Problems with the DM Toolchain
This page, particularly on templates and library building, is out-of-date and will be cleaned up later.
DM tools have certain issues when it comes to templates and Win32 'headers':
The primary issue for Tango is that Templates cannot be successfully stored and used from within a library. There are specific technical limitations that prevent us from applying this to, for example, char, wchar, and dchar instances of the text-oriented packages.
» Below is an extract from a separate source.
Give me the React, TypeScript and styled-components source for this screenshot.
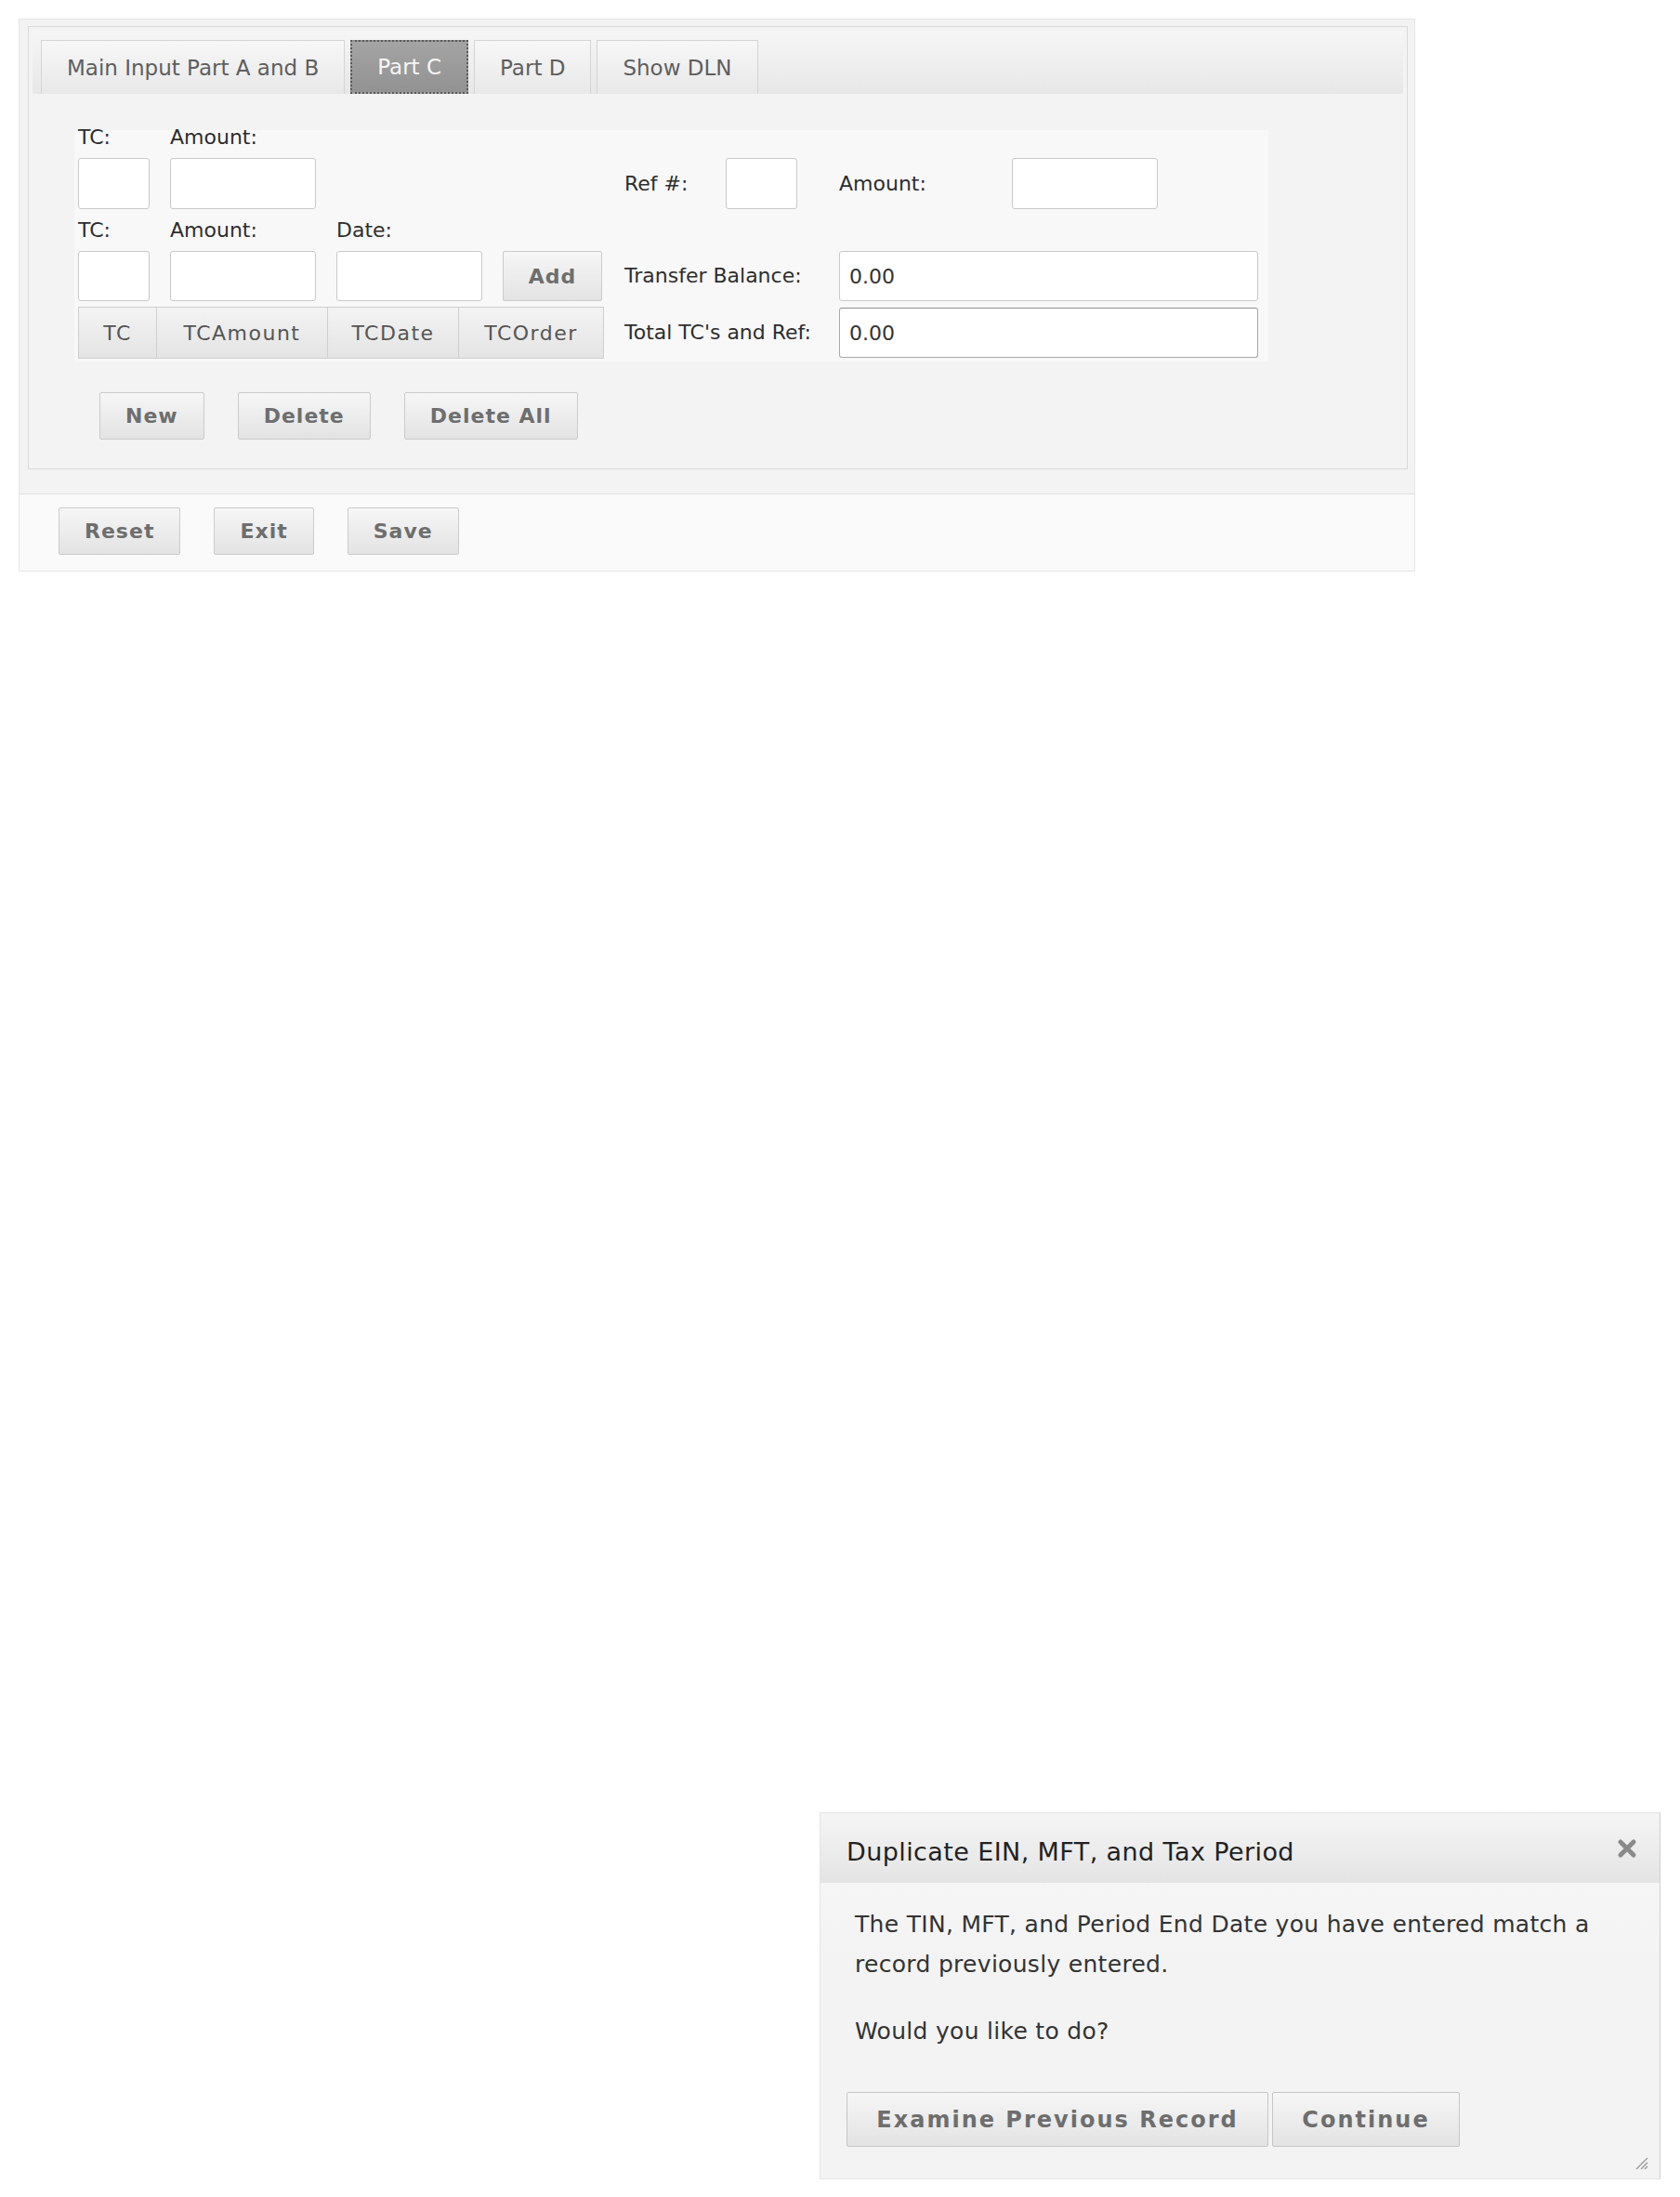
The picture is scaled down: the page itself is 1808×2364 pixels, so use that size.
import styled, { createGlobalStyle, css } from 'styled-components';

const GlobalStyle = createGlobalStyle`
  html, body {
    margin: 0;
    padding: 0;
    background: #ffffff;
  }
  body {
    position: relative;
    min-height: 2364px;
    font-family: "DejaVu Sans", Verdana, sans-serif;
  }
`;

const Outer = styled.div`
  margin: 20px 0 0 20px;
  width: 1503px;
  box-sizing: border-box;
  border: 1px solid #e5e5e5;
  background: #f3f3f3;
`;

const TopArea = styled.div`
  padding: 7px 7px 26px 9px;
`;

const TabPanel = styled.div`
  border: 1px solid #dadada;
  background: #f3f3f3;
  padding: 4px;
`;

const TabNav = styled.div`
  height: 68px;
  box-sizing: border-box;
  padding: 10px 0 0 9px;
  display: flex;
  align-items: flex-end;
  gap: 6px;
  background: linear-gradient(#f6f6f6, #e7e7e7);
  border-radius: 2px;
`;

const Tab = styled.div<{ $active?: boolean }>`
  height: 58px;
  box-sizing: border-box;
  padding: 0 27px;
  display: flex;
  align-items: center;
  font-size: 23px;
  color: #5e5e5e;
  white-space: nowrap;
  border: 1px solid #d4d4d4;
  border-bottom: none;
  background: linear-gradient(#f7f7f7, #e8e8e8);
  ${p =>
    p.$active &&
    css`
      color: #f6f6f6;
      border: 2px dotted #5a5a5a;
      background: linear-gradient(#a4a4a4, #929292);
    `}
`;

const Fields = styled.div`
  margin: 39px 0 0 45px;
  width: 1285px;
  height: 249px;
  box-sizing: border-box;
  padding-left: 4px;
  background: #f8f8f8;
  display: flex;
  gap: 24px;
`;

const LeftGrid = styled.div`
  display: grid;
  grid-template-columns: 77px 157px 157px 107px;
  grid-template-rows: 30px 55px 45px 54px 6px 56px;
  column-gap: 22px;
  grid-template-areas:
    "l1 l2 . ."
    "i1 i2 . ."
    "l3 l4 l5 ."
    "i3 i4 i5 add"
    ". . . ."
    "hdr hdr hdr hdr";
`;

const RightGrid = styled.div`
  display: grid;
  grid-template-columns: 109px 122px 186px 265px;
  grid-template-rows: 30px 55px 45px 54px 7px 54px;
  grid-template-areas:
    ". . . ."
    "rl ri al ai"
    ". . . ."
    "tl tl ti ti"
    ". . . ."
    "ol ol oi oi";
`;

const Label = styled.div<{ $area: string; $top?: boolean }>`
  grid-area: ${p => p.$area};
  align-self: ${p => (p.$top ? 'start' : 'center')};
  font-size: 22px;
  line-height: 16px;
  color: #2e2e2e;
  white-space: nowrap;
`;

const Field = styled.input<{ $area: string; $w: number; $dark?: boolean }>`
  grid-area: ${p => p.$area};
  width: ${p => p.$w}px;
  height: 100%;
  box-sizing: border-box;
  margin: 0;
  padding: 0 10px;
  border: 1px solid ${p => (p.$dark ? '#a8a8a8' : '#c9c9c9')};
  ${p => p.$dark && 'border-top-color: #8f8f8f;'}
  border-radius: 3px;
  background: #ffffff;
  font-family: "DejaVu Sans", Verdana, sans-serif;
  font-size: 22px;
  color: #333;
  outline: none;
`;

const buttonLook = css`
  box-sizing: border-box;
  margin: 0;
  border: 1px solid #cbcbcb;
  border-radius: 2px;
  background: linear-gradient(#f6f6f6, #e3e3e3);
  font-family: "DejaVu Sans", Verdana, sans-serif;
  font-weight: bold;
  color: #6e6e6e;
  white-space: nowrap;
  cursor: pointer;
`;

const AddButton = styled.button`
  ${buttonLook};
  grid-area: add;
  height: 100%;
  font-size: 22px;
  letter-spacing: 1px;
`;

const GridHeader = styled.div`
  grid-area: hdr;
  display: flex;
  width: 566px;
  box-sizing: border-box;
  border: 1px solid #cfcfcf;
  background: linear-gradient(#f3f3f3, #e4e4e4);
`;

const HeaderCell = styled.div<{ $w?: number }>`
  ${p => (p.$w ? `width: ${p.$w}px;` : 'flex: 1;')}
  display: flex;
  align-items: center;
  justify-content: center;
  font-size: 22px;
  letter-spacing: 1.5px;
  color: #555;
  & + & {
    border-left: 1px solid #cfcfcf;
  }
`;

const ButtonRow = styled.div`
  display: flex;
  gap: 36px;
  margin: 33px 0 27px 72px;
`;

const Btn = styled.button`
  ${buttonLook};
  height: 51px;
  padding: 0 27px;
  font-size: 22px;
  letter-spacing: 1px;
`;

const Footer = styled.div`
  border-top: 1px solid #e1e1e1;
  background: #fafafa;
  padding: 14px 0 17px 42px;
  display: flex;
  gap: 36px;
`;

const Dialog = styled.div`
  position: absolute;
  left: 882px;
  top: 1950px;
  width: 905px;
  height: 395px;
  box-sizing: border-box;
  border: 1px solid #e4e4e4;
  border-right-color: #cfcfcf;
  background: linear-gradient(#f8f8f8, #f3f3f3 40%);
`;

const TitleBar = styled.div`
  height: 75px;
  box-sizing: border-box;
  padding: 0 23px 0 28px;
  display: flex;
  align-items: center;
  justify-content: space-between;
  background: linear-gradient(#f5f5f5, #e4e4e4);
`;

const Title = styled.span`
  margin-top: 8px;
  font-size: 27px;
  letter-spacing: 0.4px;
  color: #222;
`;

const CloseIcon = styled.svg`
  display: block;
`;

const DialogBody = styled.div`
  padding: 23px 20px 0 37px;
  font-size: 25px;
  letter-spacing: 0.3px;
  line-height: 43px;
  color: #333;
  white-space: nowrap;
`;

const Para = styled.p<{ $gap?: number }>`
  margin: ${p => p.$gap ?? 0}px 0 0;
`;

const ButtonPane = styled.div`
  display: flex;
  gap: 4px;
  margin: 44px 0 0 28px;
`;

const DialogBtn = styled.button<{ $w: number }>`
  ${buttonLook};
  width: ${p => p.$w}px;
  height: 59px;
  padding: 0;
  font-size: 24px;
  letter-spacing: 2px;
  border-color: #c6c6c6;
`;

const Grip = styled.svg`
  position: absolute;
  right: 12px;
  bottom: 9px;
`;

export default function App() {
  return (
    <>
      <GlobalStyle />
      <Outer>
        <TopArea>
          <TabPanel>
            <TabNav>
              <Tab>Main Input Part A and B</Tab>
              <Tab $active>Part C</Tab>
              <Tab>Part D</Tab>
              <Tab>Show DLN</Tab>
            </TabNav>

            <Fields>
              <LeftGrid>
                <Label $area="l1" $top>TC:</Label>
                <Label $area="l2" $top>Amount:</Label>
                <Field $area="i1" $w={77} />
                <Field $area="i2" $w={157} />
                <Label $area="l3">TC:</Label>
                <Label $area="l4">Amount:</Label>
                <Label $area="l5">Date:</Label>
                <Field $area="i3" $w={77} />
                <Field $area="i4" $w={157} />
                <Field $area="i5" $w={157} />
                <AddButton>Add</AddButton>
                <GridHeader>
                  <HeaderCell $w={83}>TC</HeaderCell>
                  <HeaderCell $w={183}>TCAmount</HeaderCell>
                  <HeaderCell $w={140}>TCDate</HeaderCell>
                  <HeaderCell>TCOrder</HeaderCell>
                </GridHeader>
              </LeftGrid>

              <RightGrid>
                <Label $area="rl">Ref #:</Label>
                <Field $area="ri" $w={77} />
                <Label $area="al">Amount:</Label>
                <Field $area="ai" $w={157} />
                <Label $area="tl">Transfer Balance:</Label>
                <Field $area="ti" $w={451} defaultValue="0.00" />
                <Label $area="ol">Total TC's and Ref:</Label>
                <Field $area="oi" $w={451} $dark defaultValue="0.00" />
              </RightGrid>
            </Fields>

            <ButtonRow>
              <Btn>New</Btn>
              <Btn>Delete</Btn>
              <Btn>Delete All</Btn>
            </ButtonRow>
          </TabPanel>
        </TopArea>

        <Footer>
          <Btn>Reset</Btn>
          <Btn>Exit</Btn>
          <Btn>Save</Btn>
        </Footer>
      </Outer>

      <Dialog>
        <TitleBar>
          <Title>Duplicate EIN, MFT, and Tax Period</Title>
          <CloseIcon width="24" height="24" viewBox="0 0 24 24">
            <path d="M5 5 L19 19 M19 5 L5 19" stroke="#8a8a8a" strokeWidth="5" strokeLinecap="round" />
          </CloseIcon>
        </TitleBar>
        <DialogBody>
          <Para>
            The TIN, MFT, and Period End Date you have entered match a
            <br />
            record previously entered.
          </Para>
          <Para $gap={29}>Would you like to do?</Para>
        </DialogBody>
        <ButtonPane>
          <DialogBtn $w={454}>Examine Previous Record</DialogBtn>
          <DialogBtn $w={202}>Continue</DialogBtn>
        </ButtonPane>
        <Grip width="18" height="18" viewBox="0 0 18 18">
          <path d="M17 5 L5 17 M17 10 L10 17 M17 14 L14 17" stroke="#9a9a9a" strokeWidth="1.4" />
        </Grip>
      </Dialog>
    </>
  );
}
Secondly: templates and source-code debuggers do not get along on the Win32 platform. The debugger generally gets lost attempting to locate template source. The technical workaround for this is to always alias the templates within the originating module itself, and always relate to said alias instances. However, this causes tremendous code-bloat in the resultant executable (debugging or otherwise) since aliasing instantiated the template, and all instances wind up inside the application.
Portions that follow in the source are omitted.